Edited By kiltyarse on 1212428056
 
Just fitted a new electronic dizzy bought from ebay, with the help of a forum member who sent me the details. Very easy to install, plug n play almost! I still have the standard coil as was in the car when I got it, still using the old ignition leads, and I can tell the difference immediately. The car picks up a lot quicker from standing, and is much more responsive on the throttle than previously. I don`t have a timing light at my place, but am happy with how it runs at present. My only query now is that after driving about 5 miles and stopping, it took about 4 attempts to get it started again, when this didn`t used to be the case? :D
 
Old leads, same power supply?

You need to feed 12 V permanently to the distributor, straight from the
fuse box.
The original system drops to supply only about 10V after warming up.

(no time now)
 
It hasn`t done it again, must have just been a touch of weirdness! :p ?

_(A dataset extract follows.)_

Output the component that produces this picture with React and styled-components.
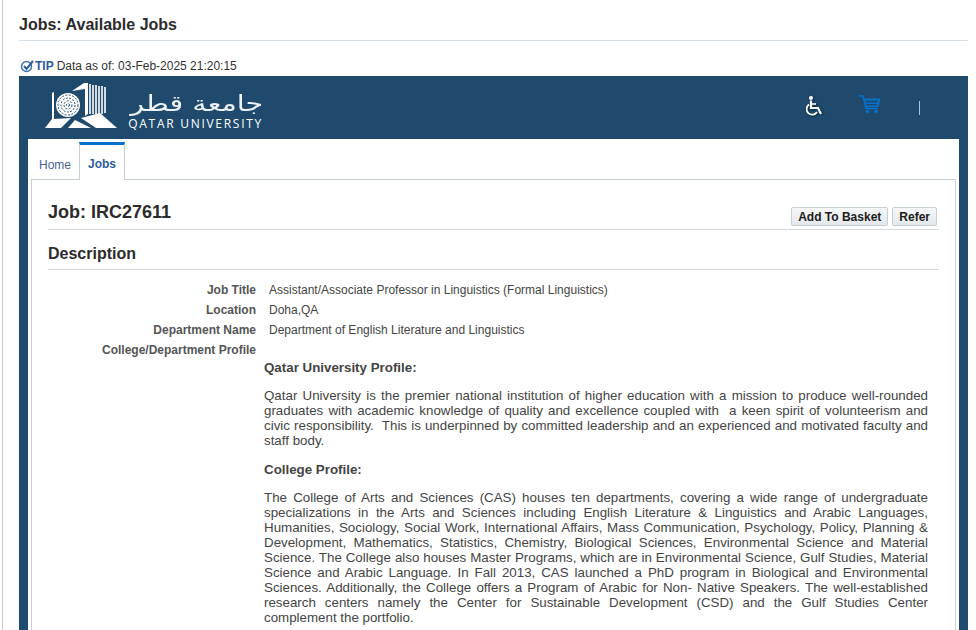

Had my timing light sent through from my old place, and now it runs like a sweetie! Did about a hundred mile trip in it yesterday and there`s a HUGE improvement in how it runs now. No sluggish standing starts at junctions, I can overtake other cars now! Even a 15% hill was no bother, and that`s with two other fat blokes in the car! All in all, the best £58.50 I ever spent! All I need to do now is sort out the annoying oil leaks, swap the rotten front valence, and the dented rear and find better doors :laugh:
Just wondering.....will it run even better with a fancy coil and forty quid ignition leads!!??